Output all lines exactly.

(Front-end source files)
* * *

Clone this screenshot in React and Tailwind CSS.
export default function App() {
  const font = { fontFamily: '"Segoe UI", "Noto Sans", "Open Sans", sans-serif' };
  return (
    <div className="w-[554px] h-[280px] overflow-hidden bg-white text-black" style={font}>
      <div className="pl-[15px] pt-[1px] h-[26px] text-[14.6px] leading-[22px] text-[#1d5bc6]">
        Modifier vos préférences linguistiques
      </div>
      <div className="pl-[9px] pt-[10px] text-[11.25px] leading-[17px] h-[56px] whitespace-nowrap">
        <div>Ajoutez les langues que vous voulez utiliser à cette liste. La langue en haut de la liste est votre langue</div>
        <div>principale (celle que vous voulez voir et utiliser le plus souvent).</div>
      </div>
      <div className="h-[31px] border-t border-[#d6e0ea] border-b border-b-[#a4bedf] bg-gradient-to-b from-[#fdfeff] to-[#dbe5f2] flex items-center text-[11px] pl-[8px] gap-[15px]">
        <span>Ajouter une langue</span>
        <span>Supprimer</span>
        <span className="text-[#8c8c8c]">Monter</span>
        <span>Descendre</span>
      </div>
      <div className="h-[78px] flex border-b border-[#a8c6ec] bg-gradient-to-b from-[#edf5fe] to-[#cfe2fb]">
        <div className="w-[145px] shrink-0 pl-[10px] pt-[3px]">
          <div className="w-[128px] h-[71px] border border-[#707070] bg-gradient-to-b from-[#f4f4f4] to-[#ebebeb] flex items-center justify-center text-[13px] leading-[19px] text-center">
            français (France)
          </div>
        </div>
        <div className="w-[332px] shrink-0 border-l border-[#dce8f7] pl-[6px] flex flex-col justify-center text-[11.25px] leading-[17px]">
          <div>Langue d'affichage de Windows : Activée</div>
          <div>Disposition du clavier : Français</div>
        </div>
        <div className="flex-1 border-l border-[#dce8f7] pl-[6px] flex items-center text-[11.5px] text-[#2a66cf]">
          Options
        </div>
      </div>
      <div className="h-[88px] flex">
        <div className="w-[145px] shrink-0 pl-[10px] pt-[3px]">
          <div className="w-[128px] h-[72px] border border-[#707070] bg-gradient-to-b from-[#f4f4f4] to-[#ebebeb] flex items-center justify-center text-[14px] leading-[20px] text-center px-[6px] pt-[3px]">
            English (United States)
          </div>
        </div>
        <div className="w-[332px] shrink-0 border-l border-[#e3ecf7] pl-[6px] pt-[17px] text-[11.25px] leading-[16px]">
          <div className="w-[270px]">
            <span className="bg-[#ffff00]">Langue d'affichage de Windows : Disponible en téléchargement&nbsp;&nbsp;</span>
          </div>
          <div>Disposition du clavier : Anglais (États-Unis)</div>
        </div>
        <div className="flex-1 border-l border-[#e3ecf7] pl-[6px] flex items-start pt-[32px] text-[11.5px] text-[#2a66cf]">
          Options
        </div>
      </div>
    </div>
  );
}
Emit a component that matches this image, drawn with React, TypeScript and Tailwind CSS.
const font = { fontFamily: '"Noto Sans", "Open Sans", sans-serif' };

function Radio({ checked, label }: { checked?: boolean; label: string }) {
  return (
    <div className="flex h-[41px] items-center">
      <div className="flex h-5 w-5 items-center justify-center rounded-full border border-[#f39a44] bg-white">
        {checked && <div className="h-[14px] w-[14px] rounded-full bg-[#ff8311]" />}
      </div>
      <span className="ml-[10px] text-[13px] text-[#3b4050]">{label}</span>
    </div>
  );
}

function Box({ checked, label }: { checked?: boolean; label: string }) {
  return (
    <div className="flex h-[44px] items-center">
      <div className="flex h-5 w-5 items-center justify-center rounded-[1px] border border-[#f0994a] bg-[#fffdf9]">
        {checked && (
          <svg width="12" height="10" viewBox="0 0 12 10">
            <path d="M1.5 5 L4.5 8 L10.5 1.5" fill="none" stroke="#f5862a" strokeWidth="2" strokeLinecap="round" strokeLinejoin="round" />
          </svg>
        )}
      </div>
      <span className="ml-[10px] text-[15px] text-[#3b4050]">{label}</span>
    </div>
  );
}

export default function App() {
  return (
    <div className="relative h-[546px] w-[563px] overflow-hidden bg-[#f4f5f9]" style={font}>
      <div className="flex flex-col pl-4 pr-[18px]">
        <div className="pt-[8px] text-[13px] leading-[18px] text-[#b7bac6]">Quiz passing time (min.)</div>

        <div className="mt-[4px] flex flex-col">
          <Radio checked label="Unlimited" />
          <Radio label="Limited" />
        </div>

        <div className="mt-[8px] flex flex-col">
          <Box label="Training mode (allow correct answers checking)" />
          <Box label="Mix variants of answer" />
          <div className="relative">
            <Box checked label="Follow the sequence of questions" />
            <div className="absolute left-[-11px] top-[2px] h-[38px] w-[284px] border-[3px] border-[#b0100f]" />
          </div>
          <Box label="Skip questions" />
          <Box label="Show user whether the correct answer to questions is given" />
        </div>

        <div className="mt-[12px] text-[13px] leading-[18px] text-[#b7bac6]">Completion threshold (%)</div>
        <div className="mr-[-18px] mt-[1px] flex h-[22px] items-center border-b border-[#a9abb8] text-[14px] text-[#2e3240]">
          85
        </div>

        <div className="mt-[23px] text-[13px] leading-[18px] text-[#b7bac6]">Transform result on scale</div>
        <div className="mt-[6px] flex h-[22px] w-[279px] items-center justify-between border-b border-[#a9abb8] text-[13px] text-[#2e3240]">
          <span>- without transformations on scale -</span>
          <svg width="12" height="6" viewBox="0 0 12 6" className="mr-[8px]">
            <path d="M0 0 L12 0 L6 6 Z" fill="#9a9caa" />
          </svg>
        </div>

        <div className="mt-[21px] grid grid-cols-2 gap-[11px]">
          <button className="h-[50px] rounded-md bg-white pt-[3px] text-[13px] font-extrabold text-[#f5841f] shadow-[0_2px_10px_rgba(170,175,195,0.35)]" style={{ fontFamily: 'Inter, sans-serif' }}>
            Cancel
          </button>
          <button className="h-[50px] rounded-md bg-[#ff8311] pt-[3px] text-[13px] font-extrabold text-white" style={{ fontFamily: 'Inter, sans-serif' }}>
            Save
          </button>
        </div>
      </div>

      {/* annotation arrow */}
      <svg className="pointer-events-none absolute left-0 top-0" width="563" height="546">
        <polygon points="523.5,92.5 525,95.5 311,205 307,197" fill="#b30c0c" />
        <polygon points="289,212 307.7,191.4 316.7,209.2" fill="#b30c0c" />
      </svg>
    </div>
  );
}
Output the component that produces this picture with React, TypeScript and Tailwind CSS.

* * *

Solution to the problem -
Clone this screenshot in React and Tailwind CSS.
export default function App() {
  const font = { fontFamily: '"Segoe UI", "Noto Sans", "Open Sans", sans-serif' };
  return (
    <div className="w-[554px] h-[280px] overflow-hidden bg-white text-black" style={font}>
      <div className="pl-[15px] pt-[1px] h-[26px] text-[14.6px] leading-[22px] text-[#1d5bc6]">
        Modifier vos préférences linguistiques
      </div>
      <div className="pl-[9px] pt-[10px] text-[11.25px] leading-[17px] h-[56px] whitespace-nowrap">
        <div>Ajoutez les langues que vous voulez utiliser à cette liste. La langue en haut de la liste est votre langue</div>
        <div>principale (celle que vous voulez voir et utiliser le plus souvent).</div>
      </div>
      <div className="h-[31px] border-t border-[#d6e0ea] border-b border-b-[#a4bedf] bg-gradient-to-b from-[#fdfeff] to-[#dbe5f2] flex items-center text-[11px] pl-[8px] gap-[15px]">
        <span>Ajouter une langue</span>
        <span>Supprimer</span>
        <span className="text-[#8c8c8c]">Monter</span>
        <span>Descendre</span>
      </div>
      <div className="h-[78px] flex border-b border-[#a8c6ec] bg-gradient-to-b from-[#edf5fe] to-[#cfe2fb]">
        <div className="w-[145px] shrink-0 pl-[10px] pt-[3px]">
          <div className="w-[128px] h-[71px] border border-[#707070] bg-gradient-to-b from-[#f4f4f4] to-[#ebebeb] flex items-center justify-center text-[13px] leading-[19px] text-center">
            français (France)
          </div>
        </div>
        <div className="w-[332px] shrink-0 border-l border-[#dce8f7] pl-[6px] flex flex-col justify-center text-[11.25px] leading-[17px]">
          <div>Langue d'affichage de Windows : Activée</div>
          <div>Disposition du clavier : Français</div>
        </div>
        <div className="flex-1 border-l border-[#dce8f7] pl-[6px] flex items-center text-[11.5px] text-[#2a66cf]">
          Options
        </div>
      </div>
      <div className="h-[88px] flex">
        <div className="w-[145px] shrink-0 pl-[10px] pt-[3px]">
          <div className="w-[128px] h-[72px] border border-[#707070] bg-gradient-to-b from-[#f4f4f4] to-[#ebebeb] flex items-center justify-center text-[14px] leading-[20px] text-center px-[6px] pt-[3px]">
            English (United States)
          </div>
        </div>
        <div className="w-[332px] shrink-0 border-l border-[#e3ecf7] pl-[6px] pt-[17px] text-[11.25px] leading-[16px]">
          <div className="w-[270px]">
            <span className="bg-[#ffff00]">Langue d'affichage de Windows : Disponible en téléchargement&nbsp;&nbsp;</span>
          </div>
          <div>Disposition du clavier : Anglais (États-Unis)</div>
        </div>
        <div className="flex-1 border-l border-[#e3ecf7] pl-[6px] flex items-start pt-[32px] text-[11.5px] text-[#2a66cf]">
          Options
        </div>
      </div>
    </div>
  );
}
Emit a component that matches this image, drawn with React, TypeScript and Tailwind CSS.
const font = { fontFamily: '"Noto Sans", "Open Sans", sans-serif' };

function Radio({ checked, label }: { checked?: boolean; label: string }) {
  return (
    <div className="flex h-[41px] items-center">
      <div className="flex h-5 w-5 items-center justify-center rounded-full border border-[#f39a44] bg-white">
        {checked && <div className="h-[14px] w-[14px] rounded-full bg-[#ff8311]" />}
      </div>
      <span className="ml-[10px] text-[13px] text-[#3b4050]">{label}</span>
    </div>
  );
}

function Box({ checked, label }: { checked?: boolean; label: string }) {
  return (
    <div className="flex h-[44px] items-center">
      <div className="flex h-5 w-5 items-center justify-center rounded-[1px] border border-[#f0994a] bg-[#fffdf9]">
        {checked && (
          <svg width="12" height="10" viewBox="0 0 12 10">
            <path d="M1.5 5 L4.5 8 L10.5 1.5" fill="none" stroke="#f5862a" strokeWidth="2" strokeLinecap="round" strokeLinejoin="round" />
          </svg>
        )}
      </div>
      <span className="ml-[10px] text-[15px] text-[#3b4050]">{label}</span>
    </div>
  );
}

export default function App() {
  return (
    <div className="relative h-[546px] w-[563px] overflow-hidden bg-[#f4f5f9]" style={font}>
      <div className="flex flex-col pl-4 pr-[18px]">
        <div className="pt-[8px] text-[13px] leading-[18px] text-[#b7bac6]">Quiz passing time (min.)</div>

        <div className="mt-[4px] flex flex-col">
          <Radio checked label="Unlimited" />
          <Radio label="Limited" />
        </div>

        <div className="mt-[8px] flex flex-col">
          <Box label="Training mode (allow correct answers checking)" />
          <Box label="Mix variants of answer" />
          <div className="relative">
            <Box checked label="Follow the sequence of questions" />
            <div className="absolute left-[-11px] top-[2px] h-[38px] w-[284px] border-[3px] border-[#b0100f]" />
          </div>
          <Box label="Skip questions" />
          <Box label="Show user whether the correct answer to questions is given" />
        </div>

        <div className="mt-[12px] text-[13px] leading-[18px] text-[#b7bac6]">Completion threshold (%)</div>
        <div className="mr-[-18px] mt-[1px] flex h-[22px] items-center border-b border-[#a9abb8] text-[14px] text-[#2e3240]">
          85
        </div>

        <div className="mt-[23px] text-[13px] leading-[18px] text-[#b7bac6]">Transform result on scale</div>
        <div className="mt-[6px] flex h-[22px] w-[279px] items-center justify-between border-b border-[#a9abb8] text-[13px] text-[#2e3240]">
          <span>- without transformations on scale -</span>
          <svg width="12" height="6" viewBox="0 0 12 6" className="mr-[8px]">
            <path d="M0 0 L12 0 L6 6 Z" fill="#9a9caa" />
          </svg>
        </div>

        <div className="mt-[21px] grid grid-cols-2 gap-[11px]">
          <button className="h-[50px] rounded-md bg-white pt-[3px] text-[13px] font-extrabold text-[#f5841f] shadow-[0_2px_10px_rgba(170,175,195,0.35)]" style={{ fontFamily: 'Inter, sans-serif' }}>
            Cancel
          </button>
          <button className="h-[50px] rounded-md bg-[#ff8311] pt-[3px] text-[13px] font-extrabold text-white" style={{ fontFamily: 'Inter, sans-serif' }}>
            Save
          </button>
        </div>
      </div>

      {/* annotation arrow */}
      <svg className="pointer-events-none absolute left-0 top-0" width="563" height="546">
        <polygon points="523.5,92.5 525,95.5 311,205 307,197" fill="#b30c0c" />
        <polygon points="289,212 307.7,191.4 316.7,209.2" fill="#b30c0c" />
      </svg>
    </div>
  );
}
Output the component that produces this picture with React, TypeScript and Tailwind CSS.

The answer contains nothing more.